El
dilema que se presenta cuando se desea hacer lo contrario de lo que
se debe es más frecuente de lo que parece en un principio. Quizá no
sea aventurado decir que la mayor parte de la gente opta siempre o
casi siempre por lo que desea hacer.
Otra
cosa es que lo reconozca, porque lo habitual es que quien toma una
decisión se provee de un arsenal de argumentos a favor. Algunos,
ni eso. Y quizá esto último sea lo más honrado. Buscar argumentos
en pro de alguna cosa no es un ejercicio muy honrado que digamos. Lo
correcto sería indagar acerca de la solución, no elegir primero la
solución y buscar luego los caminos que conducen a ella. O sea, lo
característico es hacer lo que se quiere y convencerse después de
que se ha hecho lo que se debe.

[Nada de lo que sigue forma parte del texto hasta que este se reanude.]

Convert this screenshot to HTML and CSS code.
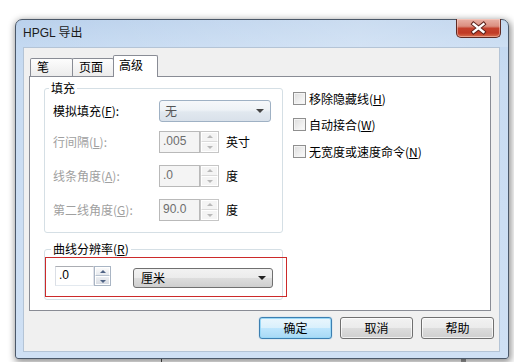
FILE: index.html
```html
<!DOCTYPE html>
<html lang="zh-CN">
<head>
<meta charset="utf-8">
<title>HPGL 导出</title>
<link rel="stylesheet" href="styles.css">
</head>
<body>
<div class="desk-line line-a"></div>
<div class="desk-line line-b"></div>
<div class="window">
  <div class="titlebar">
    <span class="title">HPGL 导出</span>
    <div class="close">
      <svg width="43" height="18" viewBox="0 0 43 18">
        <path d="M16.5 5 L26.5 13 M26.5 5 L16.5 13" stroke="#5e231c" stroke-width="4.2" stroke-linecap="square" fill="none"/>
        <path d="M16.5 5 L26.5 13 M26.5 5 L16.5 13" stroke="#ffffff" stroke-width="2.3" stroke-linecap="square" fill="none"/>
      </svg>
    </div>
  </div>
  <div class="client">
    <div class="tabs">
      <div class="tab t1">笔</div>
      <div class="tab t2">页面</div>
      <div class="tab t3 active">高级</div>
    </div>
    <div class="panel">
      <div class="left">
        <fieldset class="group g1">
          <legend>填充</legend>
          <div class="row r1">
            <span class="lbl">模拟填充(<u>F</u>):</span>
            <div class="combo combo-fill"><span class="ctext">无</span><i class="arrow"></i></div>
          </div>
          <div class="row r2 disabled">
            <span class="lbl">行间隔(<u>L</u>):</span>
            <div class="spin">
              <div class="field">.005</div>
              <div class="spinbtns"><span class="sb up"><i></i></span><span class="sb dn"><i></i></span></div>
            </div>
            <span class="unit">英寸</span>
          </div>
          <div class="row r3 disabled">
            <span class="lbl">线条角度(<u>A</u>):</span>
            <div class="spin">
              <div class="field">.0</div>
              <div class="spinbtns"><span class="sb up"><i></i></span><span class="sb dn"><i></i></span></div>
            </div>
            <span class="unit">度</span>
          </div>
          <div class="row r3 disabled">
            <span class="lbl">第二线角度(<u>G</u>):</span>
            <div class="spin">
              <div class="field">90.0</div>
              <div class="spinbtns"><span class="sb up"><i></i></span><span class="sb dn"><i></i></span></div>
            </div>
            <span class="unit">度</span>
          </div>
        </fieldset>
        <fieldset class="group g2">
          <legend>曲线分辨率(<u>R</u>)</legend>
          <div class="row res">
            <div class="spin small">
              <div class="field">.0</div>
              <div class="spinbtns"><span class="sb up"><i></i></span><span class="sb dn"><i></i></span></div>
            </div>
            <div class="combo combo-unit"><span class="ctext">厘米</span><i class="arrow"></i></div>
          </div>
        </fieldset>
      </div>
      <div class="checks">
        <div class="check c1"><span class="box"></span><span>移除隐藏线(<u>H</u>)</span></div>
        <div class="check c2"><span class="box"></span><span>自动接合(<u>W</u>)</span></div>
        <div class="check c3"><span class="box"></span><span>无宽度或速度命令(<u>N</u>)</span></div>
      </div>
      <div class="annot"></div>
    </div>
    <div class="buttons">
      <div class="btn default">确定</div>
      <div class="btn">取消</div>
      <div class="btn">帮助</div>
    </div>
  </div>
</div>
</body>
</html>
```
FILE: styles.css
```css
* { box-sizing: border-box; }
html, body { margin: 0; padding: 0; }
body {
  width: 514px;
  height: 362px;
  background: #ffffff;
  position: relative;
  overflow: hidden;
  font-family: "Liberation Sans", "Noto Sans CJK SC", sans-serif;
  font-size: 12px;
  color: #000;
}
u { text-decoration: underline; text-underline-offset: 1px; }

.desk-line { position: absolute; top: 330px; height: 32px; }
.line-a { left: 161px; width: 1px; background: #4a4a4a; }
.line-b { left: 461px; width: 5px; background: #9a9a9a; }

.window {
  position: absolute;
  left: 15px;
  top: 19px;
  width: 494px;
  height: 340px;
  border: 1px solid #4b5869;
  border-radius: 7px 7px 3px 3px;
  background: linear-gradient(180deg, #bad1ec 0px, #c4d9f1 26px, #c9dcf2 60px, #cfe0f4 100%);
  box-shadow: 1px 2px 7px 1px rgba(0,0,0,0.45);
  padding: 0 8px 6px 7px;
  display: flex;
  flex-direction: column;
}

.titlebar {
  position: relative;
  height: 27px;
  display: flex;
  align-items: center;
  border-radius: 6px 6px 0 0;
  background: linear-gradient(90deg, rgba(255,255,255,0) 0%, rgba(255,255,255,0.25) 70%, rgba(255,255,255,0.15) 100%);
  margin: 0 -8px 0 -7px;
  padding-left: 7px;
}
.title {
  font-family: "Liberation Sans", "Noto Sans CJK SC", sans-serif;
  font-size: 12px;
  line-height: 14px;
  color: #1b1b1b;
  margin-top: -1px;
}
.close {
  position: absolute;
  top: -1px;
  right: 7px;
  width: 45px;
  height: 19px;
  border: 1px solid #5e2a24;
  border-top: none;
  border-radius: 0 0 5px 5px;
  background: linear-gradient(180deg, #e9b2a6 0%, #db8f80 40%, #c4412c 52%, #c13b26 78%, #d9704f 100%);
  box-shadow: inset 0 0 0 1px rgba(255,220,210,0.45);
}
.close svg { display: block; margin-left: 0; }

.client {
  flex: 1;
  background: #f0f0f0;
  border: 1px solid #b4c4d6;
  padding: 7px 0 0 0;
  display: flex;
  flex-direction: column;
}

.tabs {
  display: flex;
  align-items: flex-end;
  height: 21px;
  margin-left: 6px;
  position: relative;
  z-index: 2;
}
.tab {
  height: 18px;
  border: 1px solid #898c95;
  border-bottom: none;
  border-radius: 2px 2px 0 0;
  background: linear-gradient(180deg, #fdfdfd 0%, #ececec 100%);
  margin-right: -1px;
  line-height: 16px;
  padding-left: 6px;
  font-family: "Noto Sans CJK SC", sans-serif;
  font-size: 12px;
}
.t1 { width: 43px; }
.t2 { width: 42px; }
.t3 { width: 45px; padding-left: 5px; }
.tab.active {
  height: 22px;
  background: #ffffff;
  margin-bottom: -1px;
  line-height: 18px;
}

.panel {
  position: relative;
  z-index: 1;
  margin-left: 5px;
  width: 462px;
  height: 235px;
  border: 1px solid #898c95;
  background: #ffffff;
  padding: 4px 0 0 14px;
  display: grid;
  grid-template-columns: 239px auto;
  column-gap: 10px;
  align-items: start;
}

.left { display: flex; flex-direction: column; }

.group {
  margin: 0;
  border: 1px solid #d5dfe5;
  border-radius: 3px;
  min-width: 0;
  width: 239px;
}
.group legend {
  padding: 0 2px;
  margin-left: -4px;
  line-height: 14px;
  height: 14px;
  font-family: "Noto Sans CJK SC", sans-serif;
  font-size: 12px;
}
.g1 { padding: 5px 0 11px 8px; }
.g2 { padding: 9px 0 12px 10px; margin-top: 9px; }

.row { display: flex; align-items: center; height: 22px; }
.row.r2 { margin-top: 9px; }
.row.r3 { margin-top: 12px; }
.lbl {
  width: 106px;
  font-family: "Noto Sans CJK SC", sans-serif;
  line-height: 14px;
}
.disabled .lbl { color: #a0a0a0; }
.unit { margin-left: 7px; font-family: "Noto Sans CJK SC", sans-serif; line-height: 14px; }

.combo {
  position: relative;
  border-radius: 3px;
  display: flex;
  align-items: center;
}
.combo-fill {
  width: 112px;
  height: 22px;
  border: 1px solid #9fb1c4;
  background: linear-gradient(180deg, #f6f8fa 0%, #eef2f6 45%, #e1e8ef 55%, #d9e1ea 100%);
  padding-left: 5px;
}
.combo-fill .ctext { color: #555; font-family: "Noto Sans CJK SC", sans-serif; line-height: 14px; }
.combo-unit {
  width: 140px;
  height: 20px;
  margin-left: 22px;
  margin-top: 3px;
  border: 1px solid #707070;
  background: linear-gradient(180deg, #f2f2f2 0%, #ebebeb 50%, #dddddd 51%, #cfcfcf 100%);
  padding-left: 7px;
}
.combo-unit .ctext { font-family: "Noto Sans CJK SC", sans-serif; line-height: 14px; }
.arrow {
  position: absolute;
  right: 6px;
  top: 50%;
  margin-top: -2px;
  width: 0; height: 0;
  border-left: 4px solid transparent;
  border-right: 4px solid transparent;
  border-top: 4px solid #222;
}
.combo-fill .arrow { border-top-color: #444; }

.spin { display: flex; height: 22px; }
.spin .field {
  width: 41px;
  height: 22px;
  border: 1px solid #b9b9b9;
  background: #f4f4f4;
  color: #6d6d6d;
  padding: 2px 0 0 3px;
  line-height: 14px;
  font-family: "Liberation Sans", sans-serif;
}
.spinbtns {
  width: 19px;
  height: 22px;
  display: flex;
  flex-direction: column;
  border: 1px solid #c6c6c6;
  background: #f4f4f4;
}
.sb { flex: 1; position: relative; border: 1px solid #ffffff; }
.sb.up { border-bottom: 1px solid #dadada; }
.sb i {
  position: absolute;
  left: 50%;
  top: 50%;
  width: 0; height: 0;
  margin-left: -3px;
  border-left: 3px solid transparent;
  border-right: 3px solid transparent;
}
.sb.up i { border-bottom: 3px solid #b8b8b8; margin-top: -2px; }
.sb.dn i { border-top: 3px solid #b8b8b8; margin-top: -1px; }

.spin.small { height: 20px; }
.spin.small .field {
  width: 39px;
  height: 20px;
  background: #ffffff;
  color: #000;
  border-color: #abadb3 #e2e3ea #e3e9ef #dbdfe6;
  padding-top: 1px;
}
.spin.small .spinbtns {
  width: 17px;
  height: 20px;
  margin-left: 0;
  border-color: #a9b5c4;
  background: linear-gradient(180deg, #f6f6f6, #dedede);
}
.spin.small .sb.up { border-bottom-color: #b8c3d1; background: linear-gradient(180deg, #fafafa, #e6e9ee); }
.spin.small .sb.dn { background: linear-gradient(180deg, #eceef2, #d8dce3); }
.spin.small .sb.up i { border-bottom-color: #4f6384; }
.spin.small .sb.dn i { border-top-color: #4f6384; }

.checks {
  margin-top: 11px;
  display: grid;
  grid-template-rows: 26px 27px 26px;
}
.check {
  display: flex;
  align-items: flex-start;
  gap: 3px;
  font-family: "Noto Sans CJK SC", sans-serif;
  line-height: 13px;
}
.box {
  width: 13px;
  height: 13px;
  border: 1px solid #8f8f8f;
  background: linear-gradient(135deg, #dcdcdc 0%, #f0f0f0 60%, #fbfbfb 100%);
  box-shadow: inset 0 0 0 1px #f4f4f4;
  flex: none;
}

.annot {
  position: absolute;
  left: 15px;
  top: 180px;
  width: 242px;
  height: 40px;
  border: 1px solid #cc2a2a;
}

.buttons {
  display: flex;
  justify-content: flex-end;
  gap: 8px;
  margin-top: 6px;
  padding-right: 5px;
}
.btn {
  width: 73px;
  height: 22px;
  border: 1px solid #707070;
  border-radius: 3px;
  background: linear-gradient(180deg, #f2f2f2 0%, #ebebeb 50%, #dddddd 51%, #cfcfcf 100%);
  box-shadow: inset 0 0 0 1px rgba(255,255,255,0.7);
  display: flex;
  align-items: center;
  justify-content: center;
  font-family: "Noto Sans CJK SC", sans-serif;
  line-height: 14px;
}
.btn.default {
  border-color: #3c7fb1;
  background: linear-gradient(180deg, #eaf6fd 0%, #d9f0fc 50%, #bee6fd 51%, #a7d9f5 100%);
  box-shadow: inset 0 0 0 1px #9ad8f7, 0 0 1px #48a0dc;
}
```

El autoengaño es una característica
humana de uso frecuente.
Si
convenimos en que el poder consiste en hacer lo que uno quiere y la
autoridad en ceñirse a lo que es debido, se entiende claramente eso
de que el poder tiende a corromper. Cuando uno ejerce la autoridad
ocurre que tiene poder sobre sí mismo, puesto que es capaz de
resistir la tentación y hacer lo que le corresponde.
A
veces, la pugna entre el deber y el deseo es cruel. Puede darse el
caso de que esté implicada alguna persona querida, como ocurrió en
el caso de Guzmán el Bueno.
Y
en estos tiempos en que se rinde culto al poder convendría rescatar
a la autoridad, que sólo se puede conseguir mediante el esfuerzo y
el mérito.
Se
entiende claramente que es más fácil y más divertido perseguir el
poder, pero resultan mucho más útiles a la sociedad quienes optan
por la autoridad. Y estropean menos cosas.